Wczesnym przedpołudniem żoliborska policja otrzymała pilne zgłoszenie o niebezpiecznym znalezisku na ulicy Dymińskiej. Pracownicy remontujący budynek w obrębie Cytadeli Warszawskiej natrafili na niewybuch. W odpowiedzi funkcjonariusze szybko zareagowali, by zabezpieczyć okolicę i ochronić przebywających tam ludzi.

Nieoczekiwane zdarzenie podczas interwencji

Podczas zabezpieczania miejsca, policjanci usłyszeli nagły hałas, który przykuł ich uwagę. Wkrótce potem dotarły do nich dramatyczne wołania o pomoc. Niezwłocznie podążyli w kierunku źródła dźwięków, by odkryć, że mężczyzna został przygnieciony masywną stalową szyną. Ważąca około 600 kilogramów konstrukcja upadła na jego klatkę piersiową, uniemożliwiając mu swobodne oddychanie i poruszanie się.

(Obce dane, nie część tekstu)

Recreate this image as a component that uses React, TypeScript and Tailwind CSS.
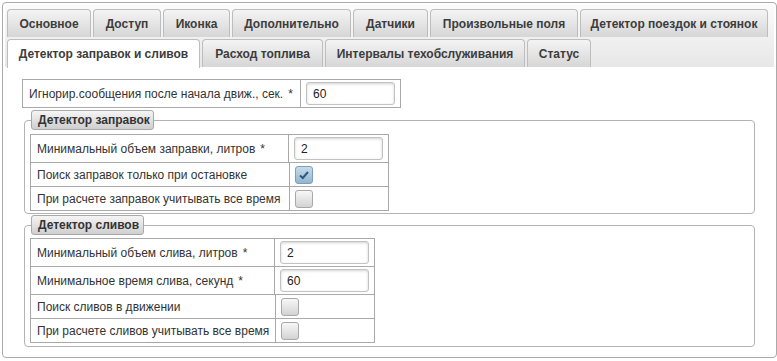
import React from 'react';

type Tab = { label: string; w: string; active?: boolean };

const topRow: Tab[] = [
  { label: 'Основное', w: 'w-[84px]' },
  { label: 'Доступ', w: 'w-[68px]' },
  { label: 'Иконка', w: 'w-[67px]' },
  { label: 'Дополнительно', w: 'w-[119px]' },
  { label: 'Датчики', w: 'w-[75px]' },
  { label: 'Произвольные поля', w: 'w-[148px]' },
  { label: 'Детектор поездок и стоянок', w: 'w-[188px]' },
];

const bottomRow: Tab[] = [
  { label: 'Детектор заправок и сливов', w: 'w-[193px]', active: true },
  { label: 'Расход топлива', w: 'w-[121px]' },
  { label: 'Интервалы техобслуживания', w: 'w-[200px]' },
  { label: 'Статус', w: 'w-[64px]' },
];

function TabItem({ tab }: { tab: Tab }) {
  return (
    <div
      className={
        tab.w +
        ' flex items-center justify-center rounded-t-[4px] border border-b-0 border-[#bdbdbd] text-[12px] font-bold text-[#3c3c3c] ' +
        (tab.active
          ? 'h-[29px] bg-white'
          : 'h-[28px] bg-gradient-to-b from-[#f4f4f4] to-[#d6d6d6]')
      }
    >
      {tab.label}
    </div>
  );
}

function TextInput({ value }: { value: string }) {
  return (
    <div className="w-[89px] h-[23px] flex items-center rounded-[3px] border border-[#c2c2c2] bg-white pl-[6px] text-[12px] text-[#222] shadow-[inset_0_1px_3px_rgba(0,0,0,0.18)]">
      {value}
    </div>
  );
}

function Checkbox({ checked }: { checked?: boolean }) {
  return (
    <div
      className={
        'w-[18px] h-[18px] rounded-[3px] border flex items-center justify-center ' +
        (checked
          ? 'border-[#7f9fb8] bg-gradient-to-b from-[#c6dbea] to-[#93b6cf]'
          : 'border-[#a8a8a8] bg-gradient-to-b from-[#f7f7f7] to-[#d3d3d3]')
      }
    >
      {checked && (
        <svg width="14" height="14" viewBox="0 0 14 14">
          <path d="M3 7.5 L5.8 10 L11 4" fill="none" stroke="#2c5b82" strokeWidth="2" />
        </svg>
      )}
    </div>
  );
}

type Row = { label: string; req?: boolean; input?: string; check?: boolean };

function FormTable({ rows, labelW, width }: { rows: Row[]; labelW: string; width: string }) {
  return (
    <div className={width + ' border-t border-l border-[#a9a9a9]'}>
      {rows.map((r) => (
        <div
          key={r.label}
          className={
            'flex border-b border-[#a9a9a9] ' + (r.input !== undefined ? 'h-[28px]' : 'h-[24px]')
          }
        >
          <div className={labelW + ' flex items-center border-r border-[#a9a9a9] pl-[6px] whitespace-nowrap'}>
            {r.label}
            {r.req && <span className="ml-[5px]">*</span>}
          </div>
          <div className="flex-1 flex items-center border-r border-[#a9a9a9] px-[5px]">
            {r.input !== undefined ? <TextInput value={r.input} /> : <Checkbox checked={r.check} />}
          </div>
        </div>
      ))}
    </div>
  );
}

function Group({ title, legendW, children, className }: { title: string; legendW: string; children: React.ReactNode; className: string }) {
  return (
    <fieldset className={'ml-[2px] w-[731px] rounded-[4px] border border-[#b3b3b3] px-[5px] ' + className}>
      <legend
        className={
          legendW +
          ' ml-[1px] h-[20px] flex items-center rounded-[3px] border border-[#a9a9a9] bg-gradient-to-b from-[#f5f5f5] to-[#cfcfcf] pl-[6px] text-[12px] font-bold text-[#333]'
        }
      >
        {title}
      </legend>
      {children}
    </fieldset>
  );
}

export default function App() {
  return (
    <div className="w-[777px] h-[361px] bg-white pt-[2px] pl-[2px] font-['Liberation_Sans',Arial,sans-serif] text-[12px] text-[#333]">
      <div className="w-[775px] h-[356px] rounded-[4px] border border-[#aaaaaa] p-[2px] flex flex-col">
        {/* tabs */}
        <div className="h-[62px] rounded-t-[3px] bg-gradient-to-b from-[#fbfbfb] to-[#e7e7e7] pt-[4px] pl-[2px] flex flex-col gap-[2px]">
          <div className="flex gap-[2px] items-start">
            {topRow.map((t) => (
              <TabItem key={t.label} tab={t} />
            ))}
          </div>
          <div className="flex gap-[2px] items-start">
            {bottomRow.map((t) => (
              <TabItem key={t.label} tab={t} />
            ))}
          </div>
        </div>

        {/* panel */}
        <div className="pl-[17px] pt-[12px]">
          <FormTable
            width="w-[379px]"
            labelW="w-[280px]"
            rows={[{ label: 'Игнорир.сообщения после начала движ., сек.', req: true, input: '60' }]}
          />

          <Group title="Детектор заправок" legendW="w-[123px]" className="mt-[2px] pt-[4px] pb-[2px]">
            <FormTable
              width="w-[359px]"
              labelW="w-[259px]"
              rows={[
                { label: 'Минимальный объем заправки, литров', req: true, input: '2' },
                { label: 'Поиск заправок только при остановке', check: true },
                { label: 'При расчете заправок учитывать все время', check: false },
              ]}
            />
          </Group>

          <Group title="Детектор сливов" legendW="w-[113px]" className="mt-[1px] pt-[3px] pb-[3px]">
            <FormTable
              width="w-[345px]"
              labelW="w-[245px]"
              rows={[
                { label: 'Минимальный объем слива, литров', req: true, input: '2' },
                { label: 'Минимальное время слива, секунд', req: true, input: '60' },
                { label: 'Поиск сливов в движении', check: false },
                { label: 'При расчете сливов учитывать все время', check: false },
              ]}
            />
          </Group>
        </div>
      </div>
    </div>
  );
}
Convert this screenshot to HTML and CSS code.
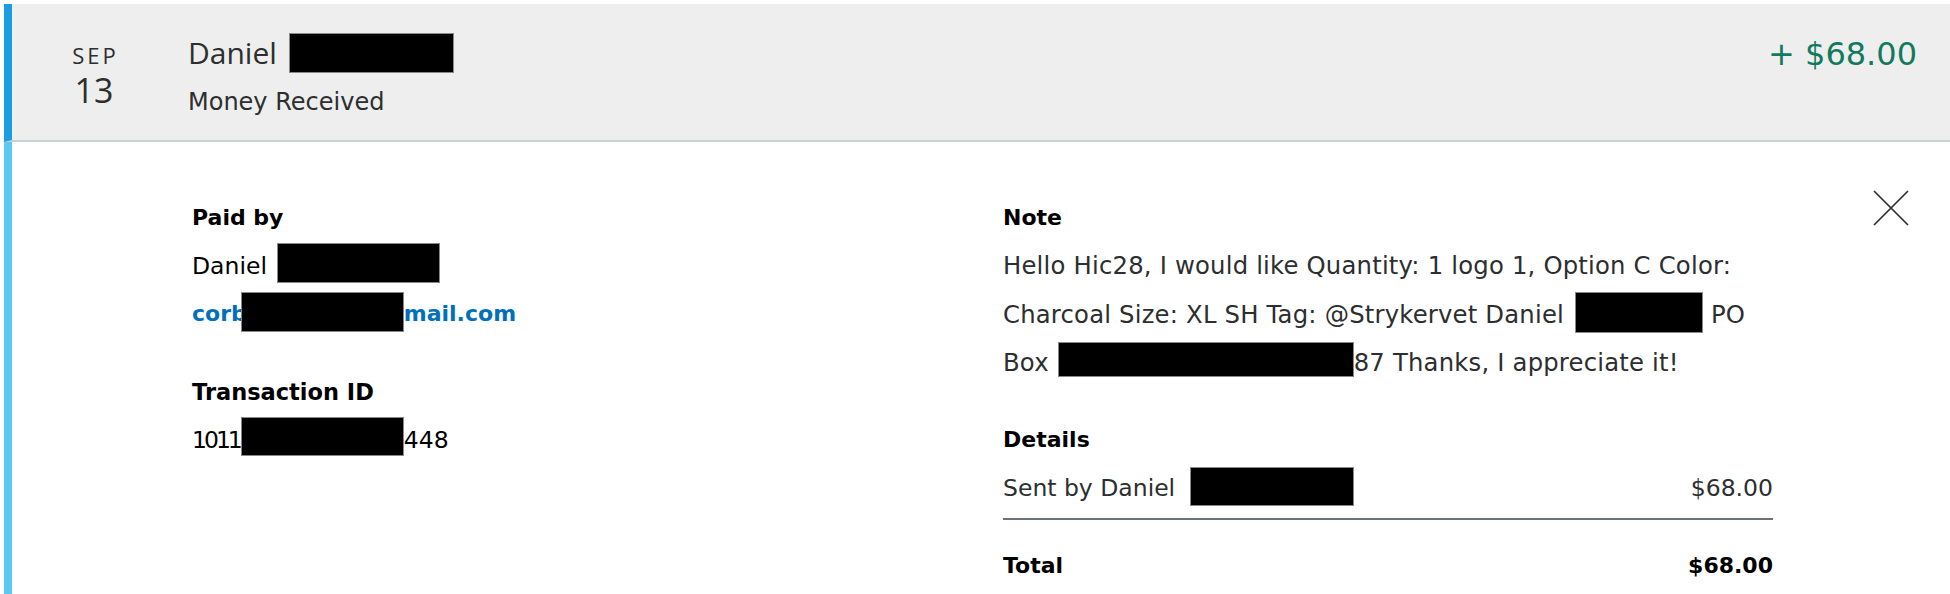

Szybka reakcja policjantów

Dzięki szybkiej reakcji i użyciu metalowego pręta, funkcjonariusze zdołali podważyć ciężki element. Po ostrożnym uwolnieniu mężczyzny spod przygniatającej szyny, policjanci natychmiast przystąpili do udzielania pierwszej pomocy i wezwali pogotowie ratunkowe. Obawiając się o jego stan zdrowia, zwłaszcza o potencjalny uraz kręgosłupa, poszkodowanego unieruchomiono i stale monitorowano do przybycia służb medycznych.

Bohaterska postawa funkcjonariuszy

Dzięki profesjonalizmowi i szybkiej reakcji żoliborskich policjantów, udało się uratować życie i zdrowie mężczyzny. Ich działania, oparte na trosce o bezpieczeństwo innych, stanowią wzór do naśladowania dla wszystkich służb ratunkowych. Wspólnymi siłami udało się zażegnać niebezpieczeństwo zarówno niewybuchu, jak i sytuacji kryzysowej z przygniecionym mężczyzną.